Bob Rafelson hatte einen Teil des Drehbuches selbst geschrieben, bevor er Carole Eastman (die das Drehbuch zu Monte Hellmans The Shooting geschrieben hatte) kontaktierte: I had done some writing of my own in the 60s, some scripts, and a lot of it was based on friends I had had at college and afterwards. Some of these people were dead already – so I was writing about self-destruction. But I didn’t like the scripts and I showed one of them to Carole and asked her to do what she could with it. Well, the result was Five Easy Pieces, and the only scene of mine she kept was the one in the diner. Die Szene in dem Diner sollten Sie sich unbedingthier ansehen.

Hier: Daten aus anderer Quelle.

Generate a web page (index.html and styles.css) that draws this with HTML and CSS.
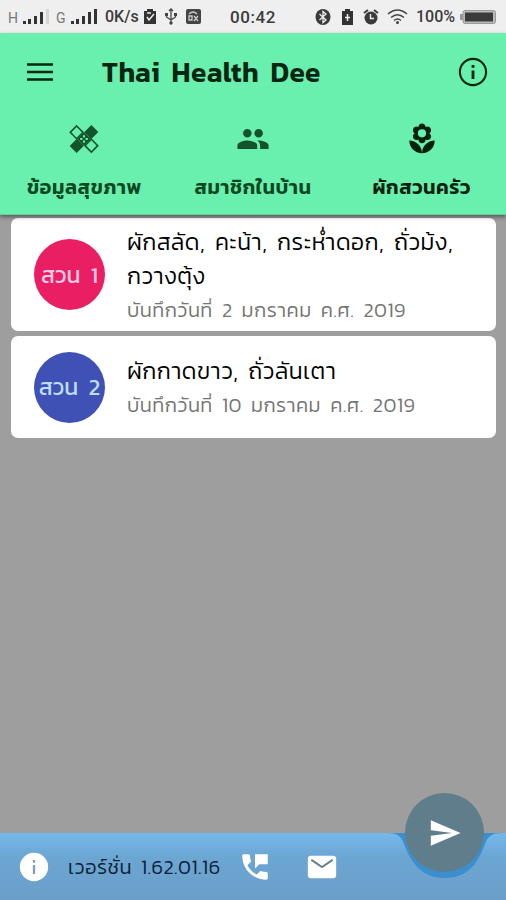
FILE: index.html
```html
<!DOCTYPE html>
<html lang="th">
<head>
  <meta charset="utf-8">
  <title>Thai Health Dee</title>
  <link rel="stylesheet" href="styles.css">
</head>
<body>
  <!-- status bar -->
  <div class="status">
    <div class="status-left">
      <span class="net">H</span>
      <svg class="signal-h" width="26" height="16" viewBox="0 0 26 16"><path d="M0 12h3v3H0zM5 10h3v5H5zM11 7h3v8h-3zM17 3h3v12h-3z" fill="#333"/><path d="M23 0h3v15h-3z" fill="#d6d6d6"/></svg>
      <span class="net">G</span>
      <svg class="signal-g" width="26" height="16" viewBox="0 0 26 16"><path d="M0 12h3v3H0zM5 10h3v5H5zM11 7h3v8h-3zM17 3h3v12h-3zM23 0h3v15h-3z" fill="#333"/></svg>
      <span class="speed">0K/s</span>
      <svg class="clip" width="12" height="15" viewBox="0 0 12 15"><path d="M0 2h3V0h6v2h3v13H0z" fill="#333"/><path d="M3 8l2 3 5-6M3 4h4" fill="none" stroke="#eee" stroke-width="1.4"/></svg>
      <svg class="usb" width="12" height="17" viewBox="0 0 12 17"><path d="M6 1v14M1.500 6v3L6 12l4.500-3V6M4 3l2-2 2 2" fill="none" stroke="#444" stroke-width="1.300"/><circle cx="6" cy="15" r="1.700" fill="#444"/><path d="M0 5h3v3H0zM9 5h3v3H9z" fill="#444"/></svg>
      <svg class="app" width="15" height="15" viewBox="0 0 15 15"><rect width="15" height="15" rx="2" fill="#444"/><path d="M3 5q4-4 8 0M3 7v4h3V7zM8 7l4 5M12 7l-4 5" fill="none" stroke="#ccc" stroke-width="1.300"/></svg>
    </div>
    <span class="clock">00:42</span>
    <div class="status-right">
      <svg width="16" height="16" viewBox="0 0 16 16"><ellipse cx="8" cy="8" rx="7.500" ry="8" fill="#3b3b3b"/><path d="M4.500 5l6.500 6-3 2.500v-11L11 5l-6.500 6" fill="none" stroke="#eee" stroke-width="1.300"/></svg>
      <svg class="batt-small" width="11" height="16" viewBox="0 0 11 16"><path d="M0 2h3V0h5v2h3v14H0z" fill="#333"/><path d="M5.500 5v7M3 8.500h5" stroke="#eee" stroke-width="1.500"/></svg>
      <svg class="alarm" width="16" height="16" viewBox="0 0 16 16"><circle cx="8" cy="9" r="6.500" fill="#3b3b3b"/><path d="M1 4l4-3M15 4l-4-3" stroke="#3b3b3b" stroke-width="2"/><path d="M7.500 5v4.500H11" fill="none" stroke="#eee" stroke-width="1.400"/></svg>
      <svg class="wifi" width="21" height="15" viewBox="0 0 21 15"><path d="M1 5q9.500-8 19 0M4 8.500q6.500-5.500 13 0M7 11.500q3.500-3 7 0" fill="none" stroke="#444" stroke-width="1.500"/><circle cx="10.500" cy="13.500" r="1.500" fill="#444"/></svg>
      <span class="percent">100%</span>
      <svg class="battery" width="36" height="14" viewBox="0 0 36 14"><rect x="3" y=".5" width="32.500" height="13" rx="2" fill="#bbb" stroke="#999"/><path d="M0 4h3v6H0z" fill="#999"/><path d="M5 2.500h28v9H5z" fill="#3b3b3b"/></svg>
    </div>
  </div>

  <!-- app bar with tabs -->
  <header class="appbar">
    <div class="toolbar">
      <svg class="menu" width="26" height="18" viewBox="0 0 26 18"><path d="M0 1.500h26M0 9h26M0 16.500h26" stroke="#062611" stroke-width="2.400"/></svg>
      <h1 class="title">Thai Health Dee</h1>
      <svg class="info" width="34" height="34" viewBox="0 0 24 24"><path fill="#062611" d="M11 7h2v2h-2zm0 4h2v6h-2zm1-9C6.480 2 2 6.480 2 12s4.480 10 10 10 10-4.480 10-10S17.520 2 12 2zm0 18.500c-4.690 0-8.500-3.810-8.500-8.500s3.810-8.500 8.500-8.500 8.500 3.810 8.500 8.500-3.810 8.500-8.500 8.500z"/></svg>
    </div>
    <nav class="tabs">
      <a class="tab">
        <svg width="34" height="34" viewBox="0 0 24 24"><path d="M6.800 2.800l4.500 4.500-4.500 4.500-4.500-4.500zM17.200 12.200l4.500 4.500-4.500 4.500-4.500-4.500z" fill="none" stroke="#14532b" stroke-width="1.100"/><path d="M17.200 2.200l4.900 4.900-5.100 5.100-4.900-4.900zM7 11.800l4.900 4.900-5.100 5.100-4.900-4.900z" fill="#14532b"/><path d="M12 7.300l4.700 4.700-4.700 4.700L7.300 12z" fill="#14532b"/><path d="M12 9.300v1.600M12 13.100v1.600M9.300 12h1.600M13.100 12h1.600" stroke="#69f0ae" stroke-width="1.500"/></svg>
        <span class="tab-label">ข้อมูลสุขภาพ</span>
      </a>
      <a class="tab">
        <svg width="34" height="34" viewBox="0 0 24 24"><path fill="#14532b" d="M16 11c1.660 0 2.990-1.340 2.990-3S17.660 5 16 5c-1.660 0-3 1.340-3 3s1.340 3 3 3zm-8 0c1.660 0 2.990-1.340 2.990-3S9.660 5 8 5C6.340 5 5 6.340 5 8s1.340 3 3 3zm0 2c-2.330 0-7 1.170-7 3.500V19h14v-2.500c0-2.330-4.670-3.500-7-3.500zm8 0c-.29 0-.62.020-.97.050 1.160.84 1.970 1.970 1.970 3.450V19h6v-2.500c0-2.330-4.670-3.500-7-3.500z"/></svg>
        <span class="tab-label">สมาชิกในบ้าน</span>
      </a>
      <a class="tab active">
        <svg width="34" height="34" viewBox="0 0 24 24"><path fill="#03210d" d="M12 22c4.970 0 9-4.030 9-9-4.970 0-9 4.030-9 9zM5.600 10.250c0 1.380 1.120 2.500 2.500 2.500.53 0 1.010-.16 1.420-.44l-.02.19c0 1.380 1.120 2.500 2.500 2.500s2.500-1.120 2.500-2.500l-.02-.19c.4.280.89.440 1.420.440 1.380 0 2.500-1.120 2.500-2.500 0-1-.59-1.850-1.430-2.250.84-.4 1.430-1.250 1.430-2.250 0-1.380-1.120-2.500-2.500-2.500-.53 0-1.010.16-1.420.440l.02-.19C14.500 2.120 13.380 1 12 1S9.500 2.120 9.500 3.500l.02.19c-.4-.28-.89-.44-1.420-.44-1.380 0-2.500 1.120-2.500 2.500 0 1 .59 1.850 1.430 2.250-.84.4-1.430 1.250-1.430 2.250zM12 5.100a2.900 2.900 0 1 1 0 5.800 2.900 2.900 0 0 1 0-5.800zM3 13c0 4.970 4.030 9 9 9 0-4.970-4.030-9-9-9z"/></svg>
        <span class="tab-label">ผักสวนครัว</span>
      </a>
    </nav>
  </header>

  <main class="list">
    <div class="card card-first">
      <div class="avatar pink"><span>สวน 1</span></div>
      <div class="card-text">
        <p class="name">ผักสลัด, คะน้า, กระห่ำดอก, ถั่วม้ง,<br>กวางตุ้ง</p>
        <p class="date">บันทึกวันที่ 2 มกราคม ค.ศ. 2019</p>
      </div>
    </div>
    <div class="card card-second">
      <div class="avatar blue"><span>สวน 2</span></div>
      <div class="card-text">
        <p class="name">ผักกาดขาว, ถั่วลันเตา</p>
        <p class="date">บันทึกวันที่ 10 มกราคม ค.ศ. 2019</p>
      </div>
    </div>
  </main>

  <!-- bottom bar -->
  <footer class="bottom">
    <svg class="notch" width="120" height="67" viewBox="0 0 120 67"><path d="M0 0C12 0 15 3 18 11C26 33 38 45 59 45S91 33 99 11C102 3 106 0 117 0z" fill="#3c8fce"/></svg>
    <svg class="about" width="34" height="34" viewBox="0 0 24 24"><circle cx="12" cy="12" r="10" fill="#fff"/><path fill="#7f9db5" d="M11.200 7h1.600v2h-1.600zM11.200 10.500h1.600V17h-1.600z"/></svg>
    <span class="version">เวอร์ชั่น 1.62.01.16</span>
    <svg class="phone" width="34" height="34" viewBox="0 0 24 24"><path fill="#fff" d="M20 15.500c-1.250 0-2.450-.2-3.570-.57-.35-.11-.74-.03-1.020.24l-2.200 2.200c-2.830-1.440-5.150-3.750-6.590-6.580l2.200-2.210c.28-.27.36-.66.25-1.010C8.700 6.450 8.500 5.250 8.500 4c0-.55-.45-1-1-1H4c-.55 0-1 .45-1 1 0 9.390 7.610 17 17 17 .55 0 1-.45 1-1v-3.500c0-.55-.45-1-1-1zM12 3v10l3-3h6V3h-9z"/></svg>
    <svg class="mail" width="34" height="34" viewBox="0 0 24 24"><path fill="#fff" d="M20 4H4c-1.100 0-1.990.9-1.990 2L2 18c0 1.100.9 2 2 2h16c1.100 0 2-.9 2-2V6c0-1.100-.9-2-2-2z"/><path d="M4.500 7l7.500 5 7.500-5" fill="none" stroke="#688087" stroke-width="1.400"/></svg>
    <div class="fab"><svg width="34" height="34" viewBox="0 0 24 24"><path fill="#fff" d="M2.010 21L23 12 2.010 3 2 10l15 2-15 2z"/></svg></div>
  </footer>
</body>
</html>
```

FILE: styles.css
```css
* {
  box-sizing: border-box;
}

body {
  margin: 0;
  width: 506px;
  height: 900px;
  display: flex;
  flex-direction: column;
  overflow: hidden;
  background-color: #9e9e9e;
  font-family: Kanit, Prompt, "Noto Sans Thai", "Noto Sans", sans-serif;
  white-space: nowrap;
}

svg {
  display: block;
  flex: none;
}

h1, p {
  margin: 0;
}

.status {
  height: 33px;
  flex: none;
  display: flex;
  align-items: center;
  background-color: #efefef;
  color: #3b3b3b;
  font-family: Roboto, sans-serif;
  font-size: 16px;
}

.status-left {
  display: flex;
  align-items: center;
  padding-left: 8px;
  width: 230px;
}

.net {
  font-size: 14px;
  color: #777;
  width: 15px;
  padding-top: 3px;
}

.signal-h {
  margin-right: 7px;
}

.speed {
  margin-left: 8px;
  width: 34px;
  font-size: 16px;
  font-weight: 500;
}

.clip {
  margin-left: 5px;
}

.usb {
  margin-left: 9px;
}

.app {
  margin-left: 9px;
}

.clock {
  font-size: 17px;
  font-weight: 500;
  letter-spacing: 0.6px;
}

.status-right {
  margin-left: auto;
  padding-right: 10px;
  display: flex;
  align-items: center;
}

.batt-small {
  margin-left: 11px;
}

.alarm {
  margin-left: 10px;
}

.wifi {
  margin-left: 8px;
}

.percent {
  margin-left: 8px;
  width: 40px;
  font-size: 16px;
  font-weight: 500;
}

.battery {
  margin-left: 4px;
}

.appbar {
  height: 182px;
  flex: none;
  background-color: #69f0ae;
  box-shadow: 0 2px 4px rgba(0, 0, 0, 0.45);
  border-bottom: 1px solid #5ed295;
  position: relative;
  z-index: 1;
}

.toolbar {
  height: 78px;
  display: flex;
  align-items: center;
  padding: 0 16px 0 27px;
}

.title {
  margin-left: 49px;
  font-size: 28px;
  font-weight: 600;
  letter-spacing: 0.4px;
  word-spacing: 5px;
  color: #062611;
}

.info {
  margin-left: auto;
}

.tabs {
  display: grid;
  grid-template-columns: 1fr 1fr 1fr;
}

.tab {
  display: flex;
  flex-direction: column;
  align-items: center;
  padding-top: 11px;
  color: #0b4721;
}

.tab-label {
  margin-top: 11px;
  height: 40px;
  line-height: 40px;
  font-size: 20px;
  font-weight: 600;
  letter-spacing: 0.55px;
}

.active {
  color: #03210d;
}

.list {
  flex: 1;
  padding: 3px 10px 0 11px;
}

.card {
  display: flex;
  align-items: center;
  padding-left: 23px;
  margin-bottom: 5px;
  border-radius: 7px;
  background-color: #fff;
}

.card-first {
  height: 113px;
}

.card-second {
  height: 102px;
}

.avatar {
  width: 71px;
  height: 71px;
  border-radius: 50%;
  display: flex;
  flex: none;
  align-items: center;
  justify-content: center;
  font-size: 23px;
  word-spacing: 5px;
}

.pink {
  background-color: #e91e63;
  color: #f8cbe2;
}

.blue {
  background-color: #3f51b5;
  color: #bbdefb;
}

.card-text {
  margin-left: 22px;
  padding-top: 2px;
}

.name {
  font-size: 23px;
  font-weight: 300;
  line-height: 34px;
  letter-spacing: 0.5px;
  word-spacing: 4px;
  color: #000;
}

.date {
  font-size: 20px;
  font-weight: 300;
  line-height: 34px;
  letter-spacing: 0.5px;
  word-spacing: 4px;
  color: #757575;
}

.bottom {
  height: 67px;
  flex: none;
  display: flex;
  align-items: center;
  padding-left: 17px;
  background: linear-gradient(#76b8ec, #6ca6d3 35%, #6b9fc9);
  position: relative;
}

.version {
  margin-left: 17px;
  width: 153px;
  font-size: 20px;
  font-weight: 300;
  letter-spacing: 0.5px;
  word-spacing: 4px;
  color: #0c2036;
}

.phone {
  margin-left: 17px;
}

.mail {
  margin-left: 33px;
}

.notch {
  position: absolute;
  left: 386px;
  top: 0;
}

.fab {
  position: absolute;
  left: 405px;
  top: -40px;
  width: 79px;
  height: 79px;
  border-radius: 50%;
  background-color: #607d8b;
  display: flex;
  align-items: center;
  justify-content: center;
}
```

Aber Rafelson hat sich nicht an Eastmans Drehbuch (das den Filmtod von Nicholson vorsah) gehalten. He doesn't like to know the ending while he's shooting it. Und dieses Improvisieren, ähnlich wie Monte Hellman bei Two-Lane Blacktop gearbeitet hat, gibt dem Film sein Leben. Nicht nur in der Szene im Diner. Schließlich ist dies das New Hollywood, schließlich haben die Regisseure einen Status eines auteurs. Für einen kurzen Augenblick der Filmgeschichte zeigen junge Regisseure den Hollywood Studios, wie richtiges Kino aussehen kann. Die kurze Phase des New Hollywood ist heute schon Geschichte. Leider. Die Filme aus dieser Zeit gibt es noch immer. Glücklicherweise.
Bob Rafelson wird heute [21.2.2013] achtzig Jahre alt. Happy Birthday!